Sunday, August 26, 2012
We get ready to look at pretty much the only house for sale in town when I find my pearl necklace. Granted, I don't wear much jewellery I like this necklace because my sister in law had given it to me when her and my brother in law broke up. It's pretty and I rarely get to talk to her much anymore. Anyhow, I put it on with my baggie Capri, throw my hair up in a ponytail, debate on eye make up, decided against it and get my coffee. Hubby looks at me and says "why are you so dressed up?" Confused I look at him and he points to the necklace. I can't help but wonder....what's that all about? How bad must I look to have a necklace be "dressed up"? LOL
Do you ever watch "Cops" and wonder if you know the people?
Well, as feared I have slacked off this week due to scheduling of school and what not. I don't like it at all so come heck or high water tomorrow I will work out!!
I'm holding me accountable!!
Oh Oh! My niece...the one getting married, came over with her fiancÚ and cute little baby girl. I couldn't hold the baby much since I have a real knack for making them cry. I don't know why it is really, but I do. Anyhow, she's one of the few that doesn't cry too terribly much around me. I forgot where I was going with this story...I must be tired. I think I wanted to say something about it's her wedding that I want the goal dress for, but got sidetracked with the baby.
I'm still lingering at 171. I suppose that's good ...I'll be great at maintenance if I ever get there...
Class is going good this first week. I'm really enjoying my forensic anthro class. There's a LOT of reading though so my eyeballs feel like they are going to just "shut" on me. I'll have to tell you guys more later...there's so much to say and my brain won't get it out on blog.
Well, it's either Saturday night or Sunday morning so Good morn-night!!
Sunday, August 19, 2012
Still teetering at 170-171...it's as if the scale says:
I have slackered off on the war effort of exercising though so the little buggers are creeping in my tush, back to the squats to keep them at bay. Break out the celery swords!!!!
We got loan approval on a house!! That's the good news. The "not so good" news is that it's for an amount just below what all the houses are selling for. hmm.
OH! speaking of houses....as some of you know my kitchen is awesomely pink. Tom sometimes dare to ask "when can we paint" with a reply from me of "when we move"..
do you see where this is going? We are going to look at a house, and sad to say, it will not have a pink kitchen.
Now, I said nothing about not having a pink workout room though...hmmmm.
Speaking of colors, we took the other kid shopping and I kept exclaiming "look at this one!" and "OMG, this is SOO cute" to these really beautiful vibrant colors, shoes included.
Tom says "why must you insist on being attracted to everything that is trackable by space satellite?"
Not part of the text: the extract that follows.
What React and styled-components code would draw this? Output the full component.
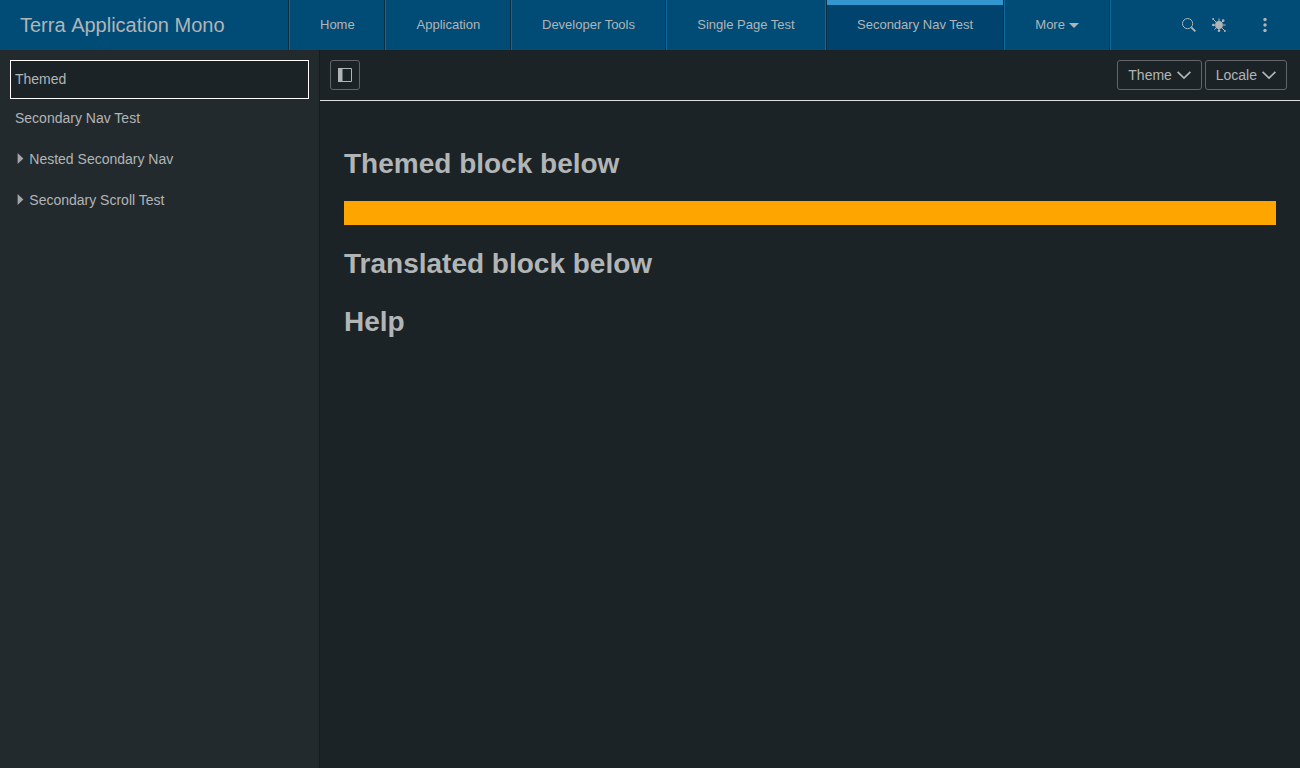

But seriously, have you SEEN these??
does it NOT remind you of these days??
sighs....Oh, I can't wait to wear scarves and sew "vintage" hot colored outfits. I may never been seen with my husband again, but I'll look GOOOOOOD whether he knows it or not. LOL okay, so I'll look good in my own mind. Have I mentioned I'm probably going to be one of those eccentric older gals with lipstick stuck in her teeth and vibrant reddish pink hair and cool freaking hats?
Speaking of twisted, why does Boy George look better as a girl than I do?
probably because he wasn't at war with his own arse.
Wednesday, August 15, 2012
This blog is rated PG-13 for SC, L, PN and for AAF *
Today I mixed it up!!
Yippee!! I did too.
This one: **imageshack.com**
It wasn't bad. Actually, today I decided to be bold, to be different. I worked with my hearing aids IN!! whoa
Yup. It was AMAZING!! I could hear Debbie telling me when to breathe and counting to eight and "just a few more, I know it hurts" type thing and I swear the hour went by that much faster because of it. AND, I know it sounds crazy, but I swear I was able to do the lunges better. Was it because I'm finally getting the hang of it after 3 years.....or hearing has something to do with balance? You be the judge. So, at the risk of having sweat pour into my ears and shorting them out (that's what a warranty is for, right?) I shall remain able hearing for the duration of my DVD workouts...I may even attempt the gym classes with these babies in. At least until I get the jargon and memorize everything, of course, that's when one must switch up a routine. Who knew having mild disabilities such as being blind and deaf could be so annoying with working out? I wonder if Helen Keller shared these very same dilemmas?? I wonder if she asked Anne for Jumbo dots on her braille? I know I did...I thank God and science daily for the Stem cell/cataract removal...whew Now I can read the dots just fine.
Went and bought my girls and I bras....I'm a 38A. Do you know how hard it is to find a 38 A??? dang near impossible. My grandmother and her lack of boobies, I couldn't inherit her toenails or something? I either have to get a B cup and rattle around in there (although they make great pockets for phones, kittens, and whatnot) or strap a 36 A on and pray I can breathe for a bit. I opted not to breathe.
So, I took out my zucchini from the fridge yesterday. My husband exclaims: "What are you going to do with that?! I can't compare!"
okay, we'll leave that one alone. Anywhoooosit, I got on my Pinterest and made a creamy zucchini dinner (yum), zucchini brownies, (yum), and two loaves of chocolate zucchini bread (uh, yum?!). After I did the dishes and watched the Big Bang Theory I decided to try the Big Bang Theory on my husband.
Oh man, see what workouts, coffee, and pink kitchens do to a gal??
*SC = sexual content, L=language, PN=partial nudity (bras), and AAF= all around fun!! Which I hope you had.